Govt has done a lot for Marathas, says Sreejaya

Sreejaya

Chhatrapati Sambhajinagar: Sreejaya, daughter of BJP MP Ashok Chavan and party’s nominee from Maharashtra’s Bhokar assembly seat, has said the opposition’s “false propaganda” will not work this time and asserted the government has done a lot to address issued faced by Marathas.


Sreejaya Chavan, who was earlier in the Congress and shifted her political loyalty to the Bharatiya Janata Party (BJP) when her father, a former CM, joined the saffron outfit in February this year, was among 99 candidates named by the party in its first list for the November 20 state assembly polls.

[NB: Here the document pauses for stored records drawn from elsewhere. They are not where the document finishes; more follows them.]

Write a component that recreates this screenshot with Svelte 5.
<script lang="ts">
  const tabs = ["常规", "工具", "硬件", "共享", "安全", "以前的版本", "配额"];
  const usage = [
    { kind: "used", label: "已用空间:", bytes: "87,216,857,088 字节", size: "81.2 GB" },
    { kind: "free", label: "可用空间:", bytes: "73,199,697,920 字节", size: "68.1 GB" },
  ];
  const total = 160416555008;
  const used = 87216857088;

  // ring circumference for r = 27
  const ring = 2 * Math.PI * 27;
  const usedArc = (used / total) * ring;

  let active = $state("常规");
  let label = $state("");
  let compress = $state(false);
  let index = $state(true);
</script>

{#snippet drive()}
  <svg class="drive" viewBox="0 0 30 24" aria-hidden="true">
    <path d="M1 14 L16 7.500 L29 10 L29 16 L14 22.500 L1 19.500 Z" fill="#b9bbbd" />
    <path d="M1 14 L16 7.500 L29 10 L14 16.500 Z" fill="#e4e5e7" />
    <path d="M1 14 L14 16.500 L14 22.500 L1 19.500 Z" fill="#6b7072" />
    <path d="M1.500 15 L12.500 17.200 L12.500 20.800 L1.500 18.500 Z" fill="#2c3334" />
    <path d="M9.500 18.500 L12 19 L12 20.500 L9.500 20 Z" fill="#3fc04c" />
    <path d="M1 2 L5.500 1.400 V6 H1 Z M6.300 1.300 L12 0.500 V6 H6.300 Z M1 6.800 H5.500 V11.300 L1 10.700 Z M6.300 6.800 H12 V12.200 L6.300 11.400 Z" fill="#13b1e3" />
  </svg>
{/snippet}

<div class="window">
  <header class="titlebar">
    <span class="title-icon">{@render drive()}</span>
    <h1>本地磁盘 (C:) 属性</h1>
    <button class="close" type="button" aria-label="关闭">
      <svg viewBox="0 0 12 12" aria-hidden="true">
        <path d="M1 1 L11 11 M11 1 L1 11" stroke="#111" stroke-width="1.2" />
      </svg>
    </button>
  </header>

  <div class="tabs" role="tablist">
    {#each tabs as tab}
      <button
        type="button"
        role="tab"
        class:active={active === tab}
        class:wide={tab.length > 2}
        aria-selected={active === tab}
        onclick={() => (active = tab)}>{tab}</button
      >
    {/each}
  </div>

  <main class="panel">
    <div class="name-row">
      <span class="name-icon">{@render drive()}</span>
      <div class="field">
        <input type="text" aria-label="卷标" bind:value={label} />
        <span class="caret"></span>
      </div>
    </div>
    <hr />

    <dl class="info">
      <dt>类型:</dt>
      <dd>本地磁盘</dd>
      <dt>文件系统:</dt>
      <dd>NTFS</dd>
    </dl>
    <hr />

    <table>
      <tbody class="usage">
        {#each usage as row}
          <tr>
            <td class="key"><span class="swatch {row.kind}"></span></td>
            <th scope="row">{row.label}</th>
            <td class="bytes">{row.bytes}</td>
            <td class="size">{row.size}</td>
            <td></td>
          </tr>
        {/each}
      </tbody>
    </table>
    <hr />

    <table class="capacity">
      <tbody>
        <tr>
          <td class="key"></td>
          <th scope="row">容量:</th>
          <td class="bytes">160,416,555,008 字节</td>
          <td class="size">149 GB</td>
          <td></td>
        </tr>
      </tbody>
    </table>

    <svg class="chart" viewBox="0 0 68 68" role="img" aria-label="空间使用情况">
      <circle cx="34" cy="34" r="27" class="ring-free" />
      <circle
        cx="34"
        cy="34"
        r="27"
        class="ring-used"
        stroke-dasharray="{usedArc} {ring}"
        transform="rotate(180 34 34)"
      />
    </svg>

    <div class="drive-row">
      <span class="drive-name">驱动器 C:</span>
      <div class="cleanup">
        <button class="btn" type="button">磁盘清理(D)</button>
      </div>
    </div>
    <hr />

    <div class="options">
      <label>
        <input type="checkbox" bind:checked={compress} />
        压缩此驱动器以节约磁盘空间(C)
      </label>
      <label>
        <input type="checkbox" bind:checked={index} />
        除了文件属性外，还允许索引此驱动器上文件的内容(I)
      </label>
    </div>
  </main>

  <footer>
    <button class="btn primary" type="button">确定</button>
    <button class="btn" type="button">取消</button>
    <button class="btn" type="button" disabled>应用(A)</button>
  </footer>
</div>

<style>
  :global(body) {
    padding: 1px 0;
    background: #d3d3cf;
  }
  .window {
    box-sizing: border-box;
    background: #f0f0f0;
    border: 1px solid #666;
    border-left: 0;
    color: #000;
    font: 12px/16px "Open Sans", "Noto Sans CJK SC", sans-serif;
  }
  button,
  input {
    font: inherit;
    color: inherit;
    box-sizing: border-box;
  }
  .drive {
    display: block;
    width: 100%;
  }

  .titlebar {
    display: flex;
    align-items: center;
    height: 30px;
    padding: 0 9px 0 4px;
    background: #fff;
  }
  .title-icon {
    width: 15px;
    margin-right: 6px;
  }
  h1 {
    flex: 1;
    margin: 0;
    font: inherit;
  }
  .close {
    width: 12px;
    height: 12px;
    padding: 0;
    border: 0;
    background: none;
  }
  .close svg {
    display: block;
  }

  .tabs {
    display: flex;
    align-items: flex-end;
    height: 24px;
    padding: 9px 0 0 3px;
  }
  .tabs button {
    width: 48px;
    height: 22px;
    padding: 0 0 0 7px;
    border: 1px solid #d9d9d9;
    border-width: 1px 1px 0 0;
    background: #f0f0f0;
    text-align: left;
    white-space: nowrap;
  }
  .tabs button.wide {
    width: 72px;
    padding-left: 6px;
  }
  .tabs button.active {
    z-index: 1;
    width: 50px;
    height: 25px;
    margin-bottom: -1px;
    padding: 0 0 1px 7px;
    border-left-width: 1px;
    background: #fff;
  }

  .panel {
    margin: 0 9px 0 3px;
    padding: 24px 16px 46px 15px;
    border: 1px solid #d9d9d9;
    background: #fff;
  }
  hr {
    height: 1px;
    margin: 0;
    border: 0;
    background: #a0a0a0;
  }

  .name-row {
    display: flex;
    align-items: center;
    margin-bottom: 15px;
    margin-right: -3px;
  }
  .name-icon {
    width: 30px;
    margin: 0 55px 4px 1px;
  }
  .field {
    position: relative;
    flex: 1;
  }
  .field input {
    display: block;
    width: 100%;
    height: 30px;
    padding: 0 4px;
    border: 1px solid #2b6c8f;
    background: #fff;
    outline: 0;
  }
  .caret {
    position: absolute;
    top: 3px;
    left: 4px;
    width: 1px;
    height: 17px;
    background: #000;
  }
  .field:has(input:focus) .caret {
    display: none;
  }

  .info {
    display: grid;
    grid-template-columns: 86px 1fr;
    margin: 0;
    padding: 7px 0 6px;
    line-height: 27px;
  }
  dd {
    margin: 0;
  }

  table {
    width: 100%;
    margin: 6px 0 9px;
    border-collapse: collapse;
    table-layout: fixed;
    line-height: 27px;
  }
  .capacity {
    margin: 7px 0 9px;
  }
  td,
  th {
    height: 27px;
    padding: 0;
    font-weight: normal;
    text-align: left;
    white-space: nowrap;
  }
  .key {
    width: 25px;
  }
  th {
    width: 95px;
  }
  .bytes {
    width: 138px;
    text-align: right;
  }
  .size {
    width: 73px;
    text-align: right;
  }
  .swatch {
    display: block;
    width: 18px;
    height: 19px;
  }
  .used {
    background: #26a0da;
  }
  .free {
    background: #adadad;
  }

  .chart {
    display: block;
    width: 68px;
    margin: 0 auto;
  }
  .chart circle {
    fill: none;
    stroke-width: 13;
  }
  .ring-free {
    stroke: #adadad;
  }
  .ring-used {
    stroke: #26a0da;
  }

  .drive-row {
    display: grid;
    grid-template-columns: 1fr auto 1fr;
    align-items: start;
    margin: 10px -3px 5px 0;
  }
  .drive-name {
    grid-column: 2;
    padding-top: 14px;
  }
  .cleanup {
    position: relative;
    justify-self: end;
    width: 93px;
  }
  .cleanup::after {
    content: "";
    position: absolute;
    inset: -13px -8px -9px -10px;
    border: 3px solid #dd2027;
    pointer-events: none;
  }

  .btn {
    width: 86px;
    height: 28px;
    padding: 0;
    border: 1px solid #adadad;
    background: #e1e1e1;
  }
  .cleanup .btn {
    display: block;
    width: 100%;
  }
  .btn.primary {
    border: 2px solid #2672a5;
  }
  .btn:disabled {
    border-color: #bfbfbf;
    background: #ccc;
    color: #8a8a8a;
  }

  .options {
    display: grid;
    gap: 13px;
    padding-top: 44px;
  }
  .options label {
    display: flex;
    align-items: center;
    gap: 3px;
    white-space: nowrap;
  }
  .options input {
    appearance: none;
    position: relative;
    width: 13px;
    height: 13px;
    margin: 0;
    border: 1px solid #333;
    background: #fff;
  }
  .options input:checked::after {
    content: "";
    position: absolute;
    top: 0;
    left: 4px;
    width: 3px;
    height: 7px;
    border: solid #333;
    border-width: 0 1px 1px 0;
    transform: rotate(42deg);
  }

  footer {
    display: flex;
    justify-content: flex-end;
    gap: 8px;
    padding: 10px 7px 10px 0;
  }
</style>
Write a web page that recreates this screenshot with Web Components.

A law degree holder, Sreejaya is making her electoral debut from the home turf of Bhokar in Nanded district.a


In an interview with PTI, she said her campaign team is cautioning voters about the “false propaganda” spread by the opposition during the recent Lok Sabha elections, which saw the BJP putting up an underwhelming performance and winning just nine seats in Maharashtra.


The ruling Mahayuti has done a lot to address the issues faced by the Maratha community, which is agitating for reservation in jobs and education, she noted.


She also touched upon the emotive issue of Maratha reservation which is widely believed to have contributed in the BJP’s poor showing in the Lok Sabha polls, especially in Marathwada, the ground zero of the quota stir spearheaded by Manoj Jarange-Patil.


“We are telling people in villages about the false propaganda unleased by the opposition during the Lok Sabha polls. So many issues were raised against certain sections of society. People are intelligent enough, and they understand these propagandas will not work anymore,” she said when asked about campaign issues and what her team is doing to avoid a repeat of loss in the Lok Sabha polls.


“The Mahayuti government has given a 10 per cent reservation to the Maratha community (in government jobs and education). Many youths from Bhokar have already benefitted with provisions made for Socially and Economically Backward Classes (SEBC) by the government,” Sreejaya Chavan insisted.


She dwelt on her political journey from the Congress to the BJP and her new role as the saffron party’s candidate from Bhokar.


“Our family has been working for long for the people in the constituency. After the switch over, ideological and thought process may differ a little bit, but we have always given preference to the people in our constituency. I am giving time to address demands of people in both rural and urban areas,” she maintained.